The firing squad lines up and we will begin.

Jenn is asked why they lost and she admits only that she is surprised that they lost. After some prodding, she admits that there were many flaws. Trump wants to know from Randal what was wrong and Randal believes that there was no comparison between the two teams when it came to displaying a sense of luxury. Randal questions the lack of signage and now Derek is in the game.

Derek, instead of attacking Angela, seems to stick to his game plan and puts the heat back on Jenn saying that the conditions he was forced to work in were not reasonable. Trump asks how 5hrs to create signage was not reasonable and Derek, explains that he will take blame if the message was poor, but not for the actual production of signage.

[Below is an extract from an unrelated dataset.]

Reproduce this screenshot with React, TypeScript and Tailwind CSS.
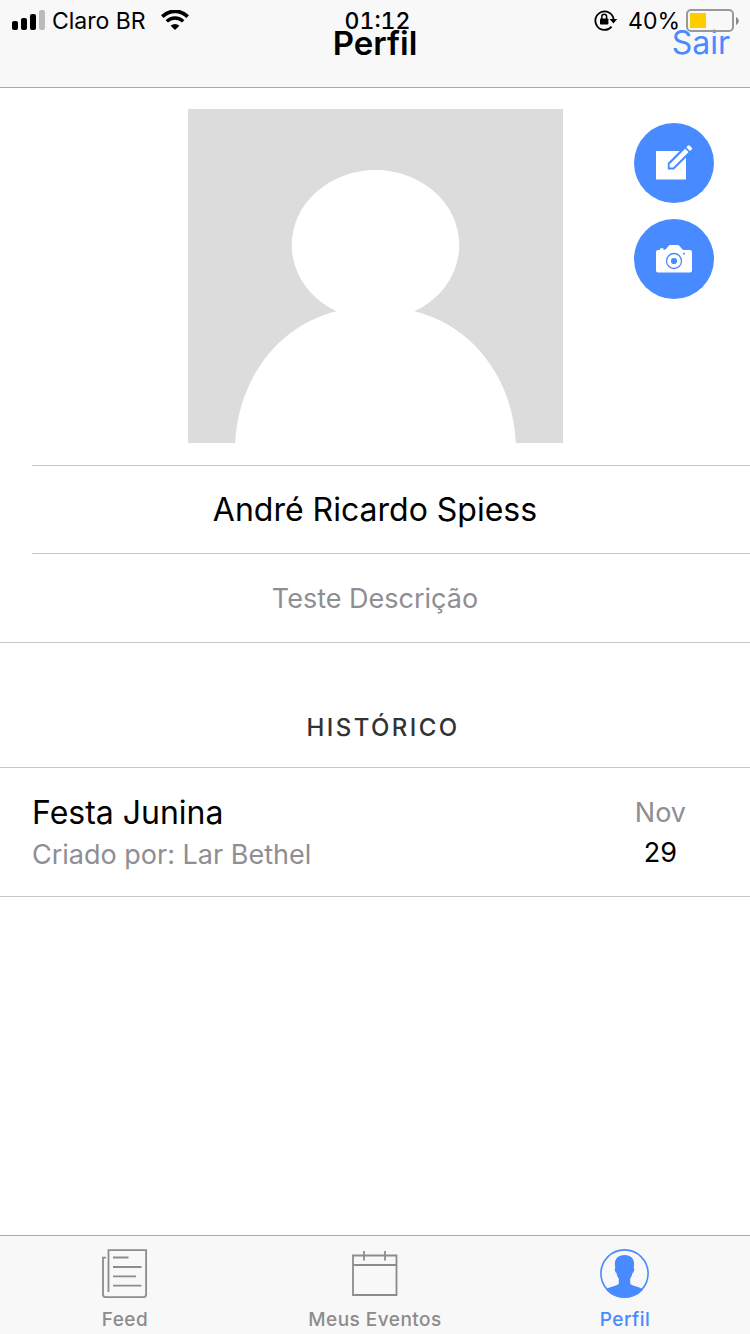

Trump changes the topic to the go-karts and it comes out that they were originally Derek’s idea.

Derek starts to babble and in the process starts cutting jokes. He says that he couldn’t fit in the go kart himself but that it is the kind of thing that someone like him who is white trash would like. (White Trash are his words, not mine).

Note to future candidates: Don’t use derogatory phrases, even towards yourself.

Faster than a speeding bullet: Derek, You’re Fired!

Trump did not appreciate the use of the phrase, and more so, won’t take the risk of hiring that type of a person.

However, that does not mean anyone else is safe. Trump continues to probe about the go-karts and once the dust settles, Angela has scrapes and bruises for not putting across an appropriate sense of luxury, but Jenn takes the responsibility for approving and backing the go-karts.

Jenn, You’re …

Wait! Jenn interrupts Mr. Trump saying that before she is fired she would like to refute Trump’s claim that her team did not respect her. The team joins her sentiment, and then…

Jenn, You’re Fired!

Jenn leaves graciously, says that the experience was a joy and wishes all the ladies on her team the best.

Note to all reality contestants: this is how you leave a show (ahem… Amazing Race’s Kevin and Drew). It may not be the most entertaining, but it shows that you are a genuine nice person.